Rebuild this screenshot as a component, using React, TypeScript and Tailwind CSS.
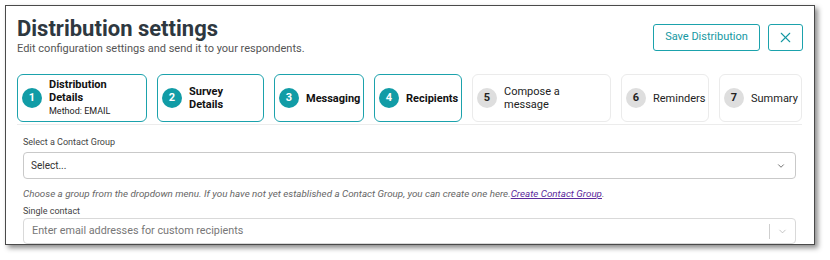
import React from "react";
import { X, ChevronDown } from "lucide-react";

type Step = {
  n: number;
  title: string;
  sub?: string;
  width: string;
  done: boolean;
};

const steps: Step[] = [
  { n: 1, title: "Distribution\nDetails", sub: "Method: EMAIL", width: "w-[130px]", done: true },
  { n: 2, title: "Survey\nDetails", width: "w-[107px]", done: true },
  { n: 3, title: "Messaging", width: "w-[90px]", done: true },
  { n: 4, title: "Recipients", width: "w-[88px]", done: true },
  { n: 5, title: "Compose a\nmessage", width: "w-[139px]", done: false },
  { n: 6, title: "Reminders", width: "w-[88px]", done: false },
  { n: 7, title: "Summary", width: "w-[83px]", done: false },
];

const StepCard: React.FC<{ step: Step }> = ({ step }) => (
  <div
    className={`${step.width} shrink-0 h-[48px] rounded-[6px] border flex items-center pl-[4px] pr-[3px] gap-[7px] ${
      step.done ? "border-[#1ba2ac]" : "border-[#ebebeb]"
    }`}
  >
    <div
      className={`w-[20px] h-[20px] rounded-full shrink-0 flex items-center justify-center text-[11px] font-bold ${
        step.done ? "bg-[#119ca6] text-white" : "bg-[#dedede] text-[#222]"
      }`}
    >
      {step.n}
    </div>
    <div className="min-w-0">
      <div
        className={`whitespace-pre-line text-[11px] leading-[13px] ${
          step.done ? "font-bold text-[#111]" : "font-normal text-[#222]"
        }`}
      >
        {step.title}
      </div>
      {step.sub && <div className="text-[9px] leading-[13px] mt-[1px] text-[#222]">{step.sub}</div>}
    </div>
  </div>
);

export default function App() {
  return (
    <div className="w-[830px] h-[260px] bg-white font-['Roboto',sans-serif] pt-[5px] pl-[5px]">
      <div className="w-[810px] h-[240px] border border-[#4a4a4a] bg-white shadow-[3px_3px_5px_rgba(0,0,0,0.45)] overflow-hidden pl-[11px] pr-[12px]">
        <div className="flex justify-between items-start">
          <div className="pt-[10px]">
            <h1 className="text-[22px] leading-[26px] font-bold text-[#2e3840]">Distribution settings</h1>
            <p className="text-[11px] leading-[13px] text-[#555]">
              Edit configuration settings and send it to your respondents.
            </p>
          </div>
          <div className="flex gap-[8px] mt-[18px] mr-[-1px]">
            <button className="h-[27px] w-[107px] border-[1.5px] border-[#1ba2ac] rounded-[3px] text-[11px] text-[#1598a2]">
              Save Distribution
            </button>
            <button className="h-[27px] w-[35px] border-[1.5px] border-[#1ba2ac] rounded-[3px] flex items-center justify-center text-[#1598a2]">
              <X size={17} strokeWidth={1.5} />
            </button>
          </div>
        </div>

        <div className="mt-[19px] flex gap-[10px] pb-[2px] border-b border-[#ececec]">
          {steps.map((s) => (
            <StepCard key={s.n} step={s} />
          ))}
        </div>

        <div className="px-[6px] pt-[11px]">
          <label className="block text-[9px] leading-[12px] text-[#444]">Select a Contact Group</label>
          <div className="mt-[4px] h-[27px] border border-[#c9c9c9] rounded-[4px] flex items-center justify-between pl-[7px] pr-[9px]">
            <span className="text-[10px] text-[#333]">Select...</span>
            <ChevronDown size={10} strokeWidth={2} className="text-[#555]" />
          </div>
          <p className="mt-[8px] text-[9.8px] leading-[13px] italic text-[#666]">
            Choose a group from the dropdown menu. If you have not yet established a Contact Group, you can create one here.
            <a href="#" className="text-[#5c2a9d] underline">Create Contact Group</a>.
          </p>
          <label className="block mt-[5px] text-[9px] leading-[12px] text-[#444]">Single contact</label>
          <div className="mt-[1px] h-[26px] border border-[#d9d9d9] rounded-[4px] flex items-center pl-[8px]">
            <span className="flex-1 text-[10.8px] text-[#777]">Enter email addresses for custom recipients</span>
            <div className="w-px h-[15px] bg-[#cfcfcf]" />
            <div className="w-[25px] flex justify-center">
              <ChevronDown size={11} strokeWidth={1.5} className="text-[#aaa]" />
            </div>
          </div>
        </div>
      </div>
    </div>
  );
}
|---|
> _JOB_:
Reproduce every line above as written, skipping pictures.

> _EXERCISE OUTPUT_:
Rebuild this screenshot as a component, using React, TypeScript and Tailwind CSS.
import React from "react";
import { X, ChevronDown } from "lucide-react";

type Step = {
  n: number;
  title: string;
  sub?: string;
  width: string;
  done: boolean;
};

const steps: Step[] = [
  { n: 1, title: "Distribution\nDetails", sub: "Method: EMAIL", width: "w-[130px]", done: true },
  { n: 2, title: "Survey\nDetails", width: "w-[107px]", done: true },
  { n: 3, title: "Messaging", width: "w-[90px]", done: true },
  { n: 4, title: "Recipients", width: "w-[88px]", done: true },
  { n: 5, title: "Compose a\nmessage", width: "w-[139px]", done: false },
  { n: 6, title: "Reminders", width: "w-[88px]", done: false },
  { n: 7, title: "Summary", width: "w-[83px]", done: false },
];

const StepCard: React.FC<{ step: Step }> = ({ step }) => (
  <div
    className={`${step.width} shrink-0 h-[48px] rounded-[6px] border flex items-center pl-[4px] pr-[3px] gap-[7px] ${
      step.done ? "border-[#1ba2ac]" : "border-[#ebebeb]"
    }`}
  >
    <div
      className={`w-[20px] h-[20px] rounded-full shrink-0 flex items-center justify-center text-[11px] font-bold ${
        step.done ? "bg-[#119ca6] text-white" : "bg-[#dedede] text-[#222]"
      }`}
    >
      {step.n}
    </div>
    <div className="min-w-0">
      <div
        className={`whitespace-pre-line text-[11px] leading-[13px] ${
          step.done ? "font-bold text-[#111]" : "font-normal text-[#222]"
        }`}
      >
        {step.title}
      </div>
      {step.sub && <div className="text-[9px] leading-[13px] mt-[1px] text-[#222]">{step.sub}</div>}
    </div>
  </div>
);

export default function App() {
  return (
    <div className="w-[830px] h-[260px] bg-white font-['Roboto',sans-serif] pt-[5px] pl-[5px]">
      <div className="w-[810px] h-[240px] border border-[#4a4a4a] bg-white shadow-[3px_3px_5px_rgba(0,0,0,0.45)] overflow-hidden pl-[11px] pr-[12px]">
        <div className="flex justify-between items-start">
          <div className="pt-[10px]">
            <h1 className="text-[22px] leading-[26px] font-bold text-[#2e3840]">Distribution settings</h1>
            <p className="text-[11px] leading-[13px] text-[#555]">
              Edit configuration settings and send it to your respondents.
            </p>
          </div>
          <div className="flex gap-[8px] mt-[18px] mr-[-1px]">
            <button className="h-[27px] w-[107px] border-[1.5px] border-[#1ba2ac] rounded-[3px] text-[11px] text-[#1598a2]">
              Save Distribution
            </button>
            <button className="h-[27px] w-[35px] border-[1.5px] border-[#1ba2ac] rounded-[3px] flex items-center justify-center text-[#1598a2]">
              <X size={17} strokeWidth={1.5} />
            </button>
          </div>
        </div>

        <div className="mt-[19px] flex gap-[10px] pb-[2px] border-b border-[#ececec]">
          {steps.map((s) => (
            <StepCard key={s.n} step={s} />
          ))}
        </div>

        <div className="px-[6px] pt-[11px]">
          <label className="block text-[9px] leading-[12px] text-[#444]">Select a Contact Group</label>
          <div className="mt-[4px] h-[27px] border border-[#c9c9c9] rounded-[4px] flex items-center justify-between pl-[7px] pr-[9px]">
            <span className="text-[10px] text-[#333]">Select...</span>
            <ChevronDown size={10} strokeWidth={2} className="text-[#555]" />
          </div>
          <p className="mt-[8px] text-[9.8px] leading-[13px] italic text-[#666]">
            Choose a group from the dropdown menu. If you have not yet established a Contact Group, you can create one here.
            <a href="#" className="text-[#5c2a9d] underline">Create Contact Group</a>.
          </p>
          <label className="block mt-[5px] text-[9px] leading-[12px] text-[#444]">Single contact</label>
          <div className="mt-[1px] h-[26px] border border-[#d9d9d9] rounded-[4px] flex items-center pl-[8px]">
            <span className="flex-1 text-[10.8px] text-[#777]">Enter email addresses for custom recipients</span>
            <div className="w-px h-[15px] bg-[#cfcfcf]" />
            <div className="w-[25px] flex justify-center">
              <ChevronDown size={11} strokeWidth={1.5} className="text-[#aaa]" />
            </div>
          </div>
        </div>
      </div>
    </div>
  );
}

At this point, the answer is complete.